Code Formatter/Beautifier: Structuring Textual Data

While a code formatter works on text, its output must respect the binary encoding of the file. A formatter that corrupts a UTF-8 BOM or misinterprets multi-byte sequences will break the file. Understanding encoding ensures that formatting tools work on the logical text structure, not just raw bytes, preserving the integrity of the data.

Hash Generator: From Text/Binary to Digital Fingerprint

A hash generator (like SHA-256) takes an input (text, file, any binary data) and produces a fixed-size, unique-looking string of hex characters. The process begins by converting the input into a binary stream. The hash algorithm then performs complex bitwise and mathematical operations on that stream. The resulting hash is a fingerprint of the *binary representation* of your original text. It's a powerful transformation one step beyond mere conversion.

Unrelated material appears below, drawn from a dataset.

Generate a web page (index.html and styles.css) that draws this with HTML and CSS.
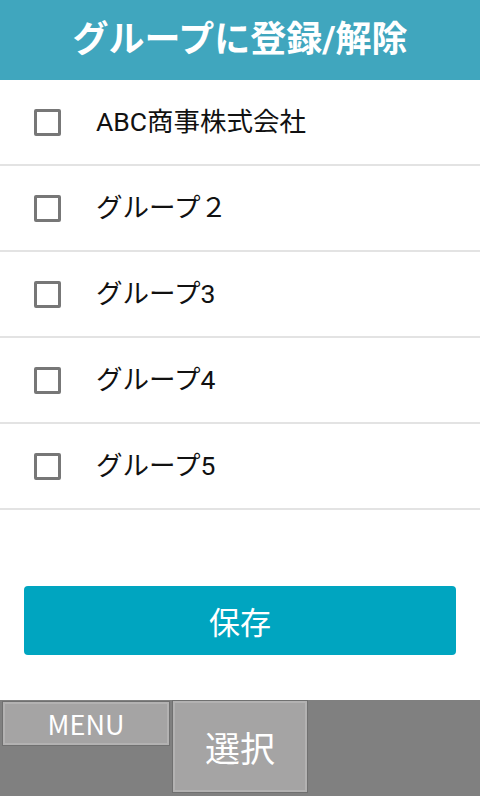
FILE: index.html
```html
<!DOCTYPE html>
<html lang="ja">
<head>
<meta charset="utf-8">
<title>グループに登録/解除</title>
<link rel="stylesheet" href="styles.css">
</head>
<body>
<div class="screen">
  <header class="header">
    <h1 class="title">グループに登録/解除</h1>
  </header>
  <ul class="group-list">
    <li class="group-row"><span class="check"></span><span class="label">ABC商事株式会社</span></li>
    <li class="group-row"><span class="check"></span><span class="label">グループ２</span></li>
    <li class="group-row"><span class="check"></span><span class="label">グループ3</span></li>
    <li class="group-row"><span class="check"></span><span class="label">グループ4</span></li>
    <li class="group-row"><span class="check"></span><span class="label">グループ5</span></li>
  </ul>
  <div class="actions">
    <button class="save-btn">保存</button>
  </div>
  <footer class="softkeys">
    <div class="key key-menu">MENU</div>
    <div class="key key-select">選択</div>
  </footer>
</div>
</body>
</html>
```

FILE: styles.css
```css
* { box-sizing: border-box; }
html, body { margin: 0; padding: 0; }
body {
  width: 480px;
  height: 796px;
  overflow: hidden;
  background: #ffffff;
  font-family: Roboto, "Noto Sans CJK JP", sans-serif;
}
.screen {
  display: flex;
  flex-direction: column;
  height: 796px;
}
.header {
  height: 80px;
  background: #40a6be;
  display: flex;
  align-items: center;
  justify-content: center;
}
.title {
  margin: 0;
  color: #ffffff;
  font-size: 36px;
  font-weight: 700;
  line-height: 1;
}
.group-list {
  list-style: none;
  margin: 0;
  padding: 0;
}
.group-row {
  height: 86px;
  border-bottom: 2px solid #e3e3e3;
  display: flex;
  align-items: center;
  padding-left: 34px;
}
.check {
  width: 27px;
  height: 27px;
  border: 3px solid #777777;
  border-radius: 2px;
  flex: none;
}
.label {
  margin-left: 35px;
  padding-bottom: 0;
  font-size: 26.5px;
  line-height: 1;
  color: #111111;
}
.actions {
  padding: 76px 24px 0;
}
.save-btn {
  display: block;
  width: 100%;
  height: 69px;
  border: none;
  border-radius: 4px;
  background: #00a5c0;
  color: #ffffff;
  font-family: "Noto Sans CJK JP", sans-serif;
  font-size: 31px;
  padding: 0;
}
.softkeys {
  margin-top: auto;
  height: 96px;
  background: #808080;
  display: flex;
  align-items: flex-start;
  gap: 4px;
  padding: 2px 0 0 3px;
}
.key {
  background: #a5a4a4;
  border: 2px solid #b3b2b2;
  box-shadow: 0 0 0 1px #707070;
  color: #ffffff;
  font-family: "Noto Sans CJK JP", sans-serif;
  display: flex;
  align-items: center;
  justify-content: center;
}
.key-menu {
  width: 166px;
  height: 43px;
  font-size: 27px;
}
.key-select {
  width: 134px;
  height: 91px;
  margin-top: -1px;
  font-size: 35px;
}
```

Conclusion: From Beginner to Expert – The Mastery Mindset

Completing this learning path signifies more than just acquiring a technical skill; it represents a fundamental shift in how you perceive digital information. You have moved from seeing text as mere letters on a screen to understanding it as a structured, encoded sequence of binary decisions—a language within a language. This mastery enables you to troubleshoot deep-seated encoding bugs, design more efficient data systems, and communicate more precisely about technology. The journey from manually converting "Hi" to ASCII binary, through the complexities of UTF-8 and bitwise logic, to appreciating its role in QR codes and hashing, builds a robust mental framework. Keep this framework alive by looking at new tools and protocols and asking, "What's the binary representation here?" This curiosity is the hallmark of an expert. You are no longer just using tools; you understand the layer upon which they are all built.